On Nov 21, 2009, at 6:12 PM, Bill Frantz wrote:

[email protected] (Jerry Leichter) on Saturday, November 21, 2009 wrote:

It's no big deal to read these cards,
and from many times the inch or so that the standard readers require.

So surely someone has built a portable reader for counterfeiting the cards
they read in restaurants near big target companies...
Well, my building card is plain white. If anyone duplicated it, there'd be nothing stopping them from going in. But then the actual security offered by those cards - and the building controls - is more for show (and I suppose to keep the "riffraff" out - than anything else.

My work card has my photo and name on it, but there's nothing to correlate name with underlying ID in normal operation. Snap a photo of the card while you clone it, make up a reasonable simulacrum with your own picture and name, and walk right in.

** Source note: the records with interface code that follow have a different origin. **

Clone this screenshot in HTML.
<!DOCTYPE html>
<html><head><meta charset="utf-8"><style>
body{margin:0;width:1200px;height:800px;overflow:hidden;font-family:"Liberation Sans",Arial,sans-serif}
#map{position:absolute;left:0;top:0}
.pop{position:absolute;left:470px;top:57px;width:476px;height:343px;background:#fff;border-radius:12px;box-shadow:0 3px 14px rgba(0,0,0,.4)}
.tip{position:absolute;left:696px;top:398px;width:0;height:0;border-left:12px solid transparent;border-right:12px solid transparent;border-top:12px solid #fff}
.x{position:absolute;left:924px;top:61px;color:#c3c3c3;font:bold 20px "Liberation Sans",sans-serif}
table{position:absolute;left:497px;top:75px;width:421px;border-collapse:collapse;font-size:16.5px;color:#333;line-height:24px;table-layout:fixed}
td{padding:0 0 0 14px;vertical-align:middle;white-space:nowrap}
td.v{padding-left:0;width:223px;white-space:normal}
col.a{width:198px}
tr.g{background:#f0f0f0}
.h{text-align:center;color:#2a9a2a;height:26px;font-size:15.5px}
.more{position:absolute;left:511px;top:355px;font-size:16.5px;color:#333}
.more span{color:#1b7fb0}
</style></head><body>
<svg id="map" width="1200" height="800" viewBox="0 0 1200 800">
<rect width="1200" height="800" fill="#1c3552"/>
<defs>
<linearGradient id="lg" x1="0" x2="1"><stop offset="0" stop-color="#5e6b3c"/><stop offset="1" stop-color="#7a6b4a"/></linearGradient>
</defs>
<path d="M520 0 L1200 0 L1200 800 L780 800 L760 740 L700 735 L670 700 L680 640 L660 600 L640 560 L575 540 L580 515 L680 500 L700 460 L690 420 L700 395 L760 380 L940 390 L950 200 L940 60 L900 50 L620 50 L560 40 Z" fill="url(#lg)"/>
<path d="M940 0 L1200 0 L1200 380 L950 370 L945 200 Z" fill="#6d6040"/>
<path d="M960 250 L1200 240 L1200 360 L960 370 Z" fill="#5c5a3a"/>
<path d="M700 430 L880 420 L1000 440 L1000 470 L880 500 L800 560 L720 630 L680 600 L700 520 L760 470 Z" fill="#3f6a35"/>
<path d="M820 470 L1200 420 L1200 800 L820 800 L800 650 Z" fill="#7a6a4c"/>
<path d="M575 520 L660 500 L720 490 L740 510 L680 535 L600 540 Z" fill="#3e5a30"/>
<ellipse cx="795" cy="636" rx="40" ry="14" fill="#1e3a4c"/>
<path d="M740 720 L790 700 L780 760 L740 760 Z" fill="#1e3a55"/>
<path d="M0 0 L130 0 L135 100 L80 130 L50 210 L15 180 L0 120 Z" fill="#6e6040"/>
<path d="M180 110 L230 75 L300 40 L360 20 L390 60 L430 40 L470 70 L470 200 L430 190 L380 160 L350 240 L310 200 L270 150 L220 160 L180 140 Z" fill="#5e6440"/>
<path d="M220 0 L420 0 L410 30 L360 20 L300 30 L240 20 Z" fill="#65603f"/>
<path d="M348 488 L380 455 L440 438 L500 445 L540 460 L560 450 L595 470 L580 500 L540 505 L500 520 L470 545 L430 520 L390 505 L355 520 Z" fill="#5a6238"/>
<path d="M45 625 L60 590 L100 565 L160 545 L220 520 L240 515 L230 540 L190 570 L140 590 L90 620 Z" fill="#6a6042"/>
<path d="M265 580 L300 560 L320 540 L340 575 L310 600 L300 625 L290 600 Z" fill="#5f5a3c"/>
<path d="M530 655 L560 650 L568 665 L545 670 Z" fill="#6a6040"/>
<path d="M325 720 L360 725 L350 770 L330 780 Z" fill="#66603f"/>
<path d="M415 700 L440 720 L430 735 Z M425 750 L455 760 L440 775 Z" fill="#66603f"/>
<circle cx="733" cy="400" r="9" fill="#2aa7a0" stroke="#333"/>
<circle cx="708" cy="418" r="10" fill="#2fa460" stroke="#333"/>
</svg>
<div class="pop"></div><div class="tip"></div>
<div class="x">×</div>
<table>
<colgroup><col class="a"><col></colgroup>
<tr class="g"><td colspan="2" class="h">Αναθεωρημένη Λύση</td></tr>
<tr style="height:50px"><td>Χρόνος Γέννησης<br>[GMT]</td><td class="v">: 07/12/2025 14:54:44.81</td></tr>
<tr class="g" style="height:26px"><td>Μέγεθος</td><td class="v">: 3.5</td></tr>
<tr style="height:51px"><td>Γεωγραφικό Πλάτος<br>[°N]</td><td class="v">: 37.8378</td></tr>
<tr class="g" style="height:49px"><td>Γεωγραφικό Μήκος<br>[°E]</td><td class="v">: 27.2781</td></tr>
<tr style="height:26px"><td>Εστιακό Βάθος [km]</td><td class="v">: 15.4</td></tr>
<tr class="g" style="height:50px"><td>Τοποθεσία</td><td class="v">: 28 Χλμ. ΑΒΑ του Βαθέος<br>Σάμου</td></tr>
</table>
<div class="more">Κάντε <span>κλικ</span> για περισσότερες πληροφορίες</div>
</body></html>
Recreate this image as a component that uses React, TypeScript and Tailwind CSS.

Not really more or less secure than the old days when you flashed you (easily copied) badge to a card who probably only noticed that it was about the right size and had roughly the right color. But it's higher tech, so an improvement. :-)

Physical security for most institutions has never been very good, and fortunately has never *needed* to be very good. Convenience wins out, and technology gives a nice warm feeling. A favorite example: My wife's parents live in a secured retirement community. The main entrance has a guard who checks if you're on a list of known visitors, or calls the people you're visiting if not. Residents used to have a magnetic card, but that's a bit of pain to use. So it was replaced by a system probably adapted from railroad freight card ID systems: You stick big barcode in your passenger side window, and a laser scanner on a post reads it and opens the door.

Of course, it's trivial to duplicate the sticker using a simple photo, and since the system has to work from varying distances, at varying angles, on moving cars, in all light and weather conditions, it can't possibly be highly discriminating - almost certainly just a simple Manchester-style decoder.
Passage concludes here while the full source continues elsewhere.